Der Vorsitzende des Fördervereins des IGL, Ulli Schmidt, entwickelte mit Nelles das Konzept Bewegung und Soziales. In regelmäßigen Abständen können die Heimbewohner an Ausflügen gemeinsam mit Dorfbewohnern teilnehmen. Dabei ist eines Pflicht: Die Heimbewohner und die Dorfbewohner sollen gemeinsame 555 Schritte gehen und dabei „zueinander finden und die Einsamkeit des Alters in Geselligkeit überwinden“, so Nelles. Besucht werden Konzerte, Kirchen, Tierparks und andere Sehenswürdigkeiten: „Für viele ist das zum Highlight des Monats geworden.“

550 Schritte entsprechen knappe 500 Meter. Das ist für manche Heimbewohner eine lange Strecke. Viele Bewohner sind über 80 Jahre alt und teilweise auf Rollatoren angewiesen. Entwickelt wurde das Projekt über drei Jahre seit 2014. Die Organisation ist auf die Mitglieder des Fördervereins IGL, des Sportvereins Horbach und des Westerwaldvereins verteilt.

Je nach Teilnehmerzahl müssen unterschiedlich viele freiwillige Betreuer an den Ausflügen teilnehmen. Mit Hilfe von Spenden und Sponsoren werden die finanziellen Mittel aufgebracht: pro Veranstaltung etwa 150 Euro bis 400 Euro. Es gibt auch einen Fahrdienst und im Anschluss ein gemeinsames Abschlusstreffen.
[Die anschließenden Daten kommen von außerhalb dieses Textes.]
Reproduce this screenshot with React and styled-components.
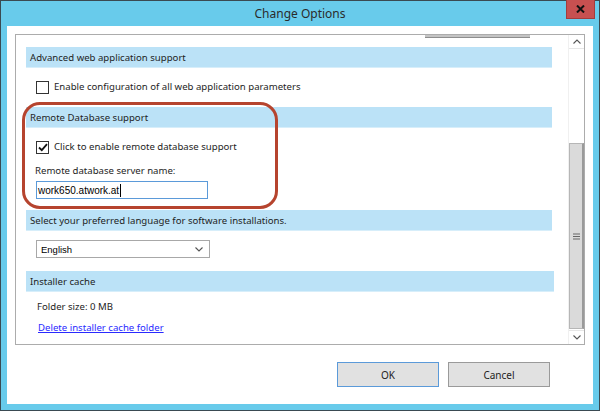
import React from 'react'
import styled, { createGlobalStyle } from 'styled-components'

const Global = createGlobalStyle`
  html, body { margin: 0; padding: 0; background: #fff; }
  body { font-family: "Noto Sans", "Open Sans", sans-serif; }
`

const Window = styled.div`
  width: 600px;
  height: 411px;
  box-sizing: border-box;
  border: 1px solid #3a4a52;
  background: #68cbeb;
  display: flex;
  flex-direction: column;
`

const TitleBar = styled.div`
  height: 25px;
  display: grid;
  grid-template-columns: 1fr auto 1fr;
  align-items: start;
  flex-shrink: 0;
`

const Title = styled.div`
  grid-column: 2;
  font-size: 12px;
  color: #2b2b2b;
  line-height: 25px;
`

const CloseButton = styled.div`
  grid-column: 3;
  justify-self: end;
  margin-top: -1px;
  margin-right: 4px;
  width: 29px;
  height: 19px;
  background: #c75050;
  border: 1px solid #a33c3c;
  border-top: none;
  box-sizing: border-box;
  display: flex;
  align-items: center;
  justify-content: center;
`

const Client = styled.div`
  flex: 1;
  margin: 0 6px 6px;
  background: #fff;
  padding: 8px 8px 0;
  display: flex;
  flex-direction: column;
`

const Panel = styled.div`
  height: 311px;
  box-sizing: border-box;
  border: 1px solid #acacac;
  display: flex;
  position: relative;
`

const Content = styled.div`
  flex: 1;
  padding: 0 16px 0 10px;
  display: flex;
  flex-direction: column;
  font-size: 9.6px;
  color: #1e1e1e;
`

const TopStub = styled.div`
  margin-left: 399px;
  width: 105px;
  height: 3px;
  background: #c4c4c4;
  border-bottom: 1px solid #8e8e8e;
  box-sizing: border-box;
`

const Band = styled.div`
  margin-top: ${p => p.$mt}px;
  height: 21px;
  background: #bbe2f7;
  border-bottom: 1px solid #d7eefa;
  box-sizing: border-box;
  padding-left: 4px;
  line-height: 21px;
  margin-right: ${p => p.$mr || 0}px;
`

const Row = styled.div`
  margin-top: ${p => p.$mt}px;
  padding-left: ${p => p.$pl ?? 10}px;
  height: 16px;
  line-height: 16px;
  display: flex;
  align-items: center;
  gap: 5px;
`

const Box = styled.span`
  width: 13px;
  height: 13px;
  box-sizing: border-box;
  border: 1px solid #333;
  background: #fff;
  display: inline-flex;
  align-items: center;
  justify-content: center;
`

const Field = styled.div`
  margin-top: ${p => p.$mt}px;
  margin-left: 10px;
  width: ${p => p.$w}px;
  height: 18px;
  box-sizing: border-box;
  border: 1px solid ${p => p.$border};
  font-family: "Liberation Sans", Arial, sans-serif;
  font-size: ${p => p.$fs}px;
  color: #000;
  display: flex;
  align-items: center;
  justify-content: space-between;
  padding: 0 6px 0 ${p => p.$pl}px;
  background: #fff;
`

const Caret = styled.span`
  width: 1px;
  height: 13px;
  background: #000;
  margin-left: 1px;
`

const Link = styled.a`
  color: #2a2aff;
  text-decoration: underline;
  cursor: pointer;
`

const Scrollbar = styled.div`
  width: 15px;
  display: flex;
  flex-direction: column;
  background: #fff;
  border-left: 1px solid #f0f0f0;
`

const Arrow = styled.div`
  height: 14px;
  display: flex;
  align-items: center;
  justify-content: center;
  border-bottom: ${p => (p.$up ? '1px solid #e6e6e6' : 'none')};
  border-top: ${p => (p.$up ? 'none' : '1px solid #e6e6e6')};
  box-sizing: border-box;
`

const Track = styled.div`
  flex: 1;
  display: flex;
  flex-direction: column;
  padding: 94px 0 1px;
`

const Thumb = styled.div`
  flex: 1;
  background: #dadada;
  border: 1px solid #b6b6b6;
  border-right: 2px solid #9a9a9a;
  box-sizing: border-box;
  display: flex;
  align-items: center;
  justify-content: center;
`

const Highlight = styled.div`
  position: absolute;
  left: 6px;
  top: 67px;
  width: 256px;
  height: 107px;
  border: 3px solid #b6442e;
  border-radius: 18px;
  box-sizing: border-box;
  pointer-events: none;
`

const Buttons = styled.div`
  margin-top: 17px;
  margin-right: 35px;
  display: flex;
  justify-content: flex-end;
  gap: 9px;
`

const Button = styled.div`
  width: 102px;
  height: 25px;
  box-sizing: border-box;
  background: #e1e1e1;
  border: 1px solid ${p => (p.$default ? '#5b9ad9' : '#9a9a9a')};
  font-size: 10px;
  color: #1e1e1e;
  display: flex;
  align-items: center;
  justify-content: center;
`

const Check = () => (
  <svg width="10" height="9" viewBox="0 0 10 9">
    <path d="M1 4.5 L3.8 7.2 L9 1.2" fill="none" stroke="#111" strokeWidth="1.8" />
  </svg>
)

const Chevron = ({ up }) => (
  <svg width="8" height="5" viewBox="0 0 8 5">
    <path d={up ? 'M0.5 4.5 L4 1 L7.5 4.5' : 'M0.5 0.5 L4 4 L7.5 0.5'} fill="none" stroke="#555" strokeWidth="1.1" />
  </svg>
)

const Grip = () => (
  <svg width="7" height="7" viewBox="0 0 7 7">
    <path d="M0 1 H7 M0 3.5 H7 M0 6 H7" stroke="#666" strokeWidth="1" />
  </svg>
)

export default function App() {
  return (
    <>
      <Global />
      <Window>
        <TitleBar>
          <Title>Change Options</Title>
          <CloseButton>
            <svg width="9" height="8" viewBox="0 0 9 8">
              <path d="M1 0.5 L8 7.5 M8 0.5 L1 7.5" stroke="#111" strokeWidth="2" />
            </svg>
          </CloseButton>
        </TitleBar>
        <Client>
          <Panel>
            <Content>
              <TopStub />
              <Band $mt={9}>Advanced web application support</Band>
              <Row $mt={11}>
                <Box />
                <span>Enable configuration of all web application parameters</span>
              </Row>
              <Band $mt={12}>Remote Database support</Band>
              <Row $mt={11}>
                <Box><Check /></Box>
                <span>Click to enable remote database support</span>
              </Row>
              <Row $mt={8} $pl={9}>Remote database server name:</Row>
              <Field $mt={2} $w={172} $border="#5b9ad9" $pl={1} $fs={10}>
                <span style={{ display: 'flex', alignItems: 'center' }}>
                  work650.atwork.at<Caret />
                </span>
              </Field>
              <Band $mt={11}>Select your preferred language for software installations.</Band>
              <Field $mt={9} $w={174} $border="#a8a8a8" $pl={4} $fs={9.5}>
                <span>English</span>
                <Chevron />
              </Field>
              <Band $mt={13} $mr={-2}>Installer cache</Band>
              <Row $mt={7} $pl={11}>Folder size: 0 MB</Row>
              <Row $mt={5} $pl={12}><Link>Delete installer cache folder</Link></Row>
            </Content>
            <Scrollbar>
              <Arrow $up><Chevron up /></Arrow>
              <Track>
                <Thumb><Grip /></Thumb>
              </Track>
              <Arrow><Chevron /></Arrow>
            </Scrollbar>
            <Highlight />
          </Panel>
          <Buttons>
            <Button $default>OK</Button>
            <Button>Cancel</Button>
          </Buttons>
        </Client>
      </Window>
    </>
  )
}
Die Initiative hat großen Zulauf. Die Teilnehmerzahl ist von Veranstaltung zu Veranstaltung stets gestiegen – von anfänglich 20 auf jetzt 60 Personen. „Die Ausflüge haben sich zum Treffpunkt für alte Bekannte entwickelt, die sonst keine Möglichkeit haben, sich zu besuchen“, so Nelles. Inzwischen können auch Bewohner eines weiteren Altenheimes teilnehmen: „Die Lebensqualität in der ländlichen Region Westerwald wurde erhöht und die Einsamkeit im Alter durch Gemeinsamkeit mit kulturellen Veranstaltungen ersetzt. Das Glück und die Zufriedenheit der Teilnehmer spornt uns an und hat zur Weiterentwicklung beigetragen.“

Das soziale Engagement von Nelles reicht weit über das „555 Schritte“ Projekt hinaus. Es hat schon als Clown-Doktor im Westerwald kranke Kinder besucht, eine Tauschbörse für Flüchtlinge und Asylanten organisiert und das Forum für soziale Gerechtigkeit initiiert. Auch in seiner Apotheke lebt er das: Über die „Westerwälder Tafel“ erhalten Bedürftige Gutscheine, mit denen sie in der Mons-Tabor-Apotheke OTC-Arzneimittel zum Einkaufspreis kaufen können.

Im letzten Jahr suchte Avie als Preisträger beispielhafte Projekte und Engagements, die die Bedeutung der Vor-Ort-Apotheke als die Instanz der flächendeckenden Arzneimittelversorgung in Deutschland herausstellen. Der Schwerpunkt lag auf dem Thema AMTS. Es gab zwei Sieger: Dr. Ruth Britz-Kirstgen von der Rathaus-Apotheke Blankenheim in Blankenheim-Ahr erhielt den Preis für ihr Projekt „Sturz ist kein Pflegerisiko – Vermeidung schwerer arzneimittelbezogener Nebenwirkungen beim geriatrischen Patienten“. Stefan Göbel von der Brücken Apotheke erhielt die Auszeichnung für das Projekt „Etablierung des Medikationsmanagements – Auflösung eines Interessens- und Zielkonflikts zwischen Ärzten, Apothekern, Krankenkassen und Patienten“.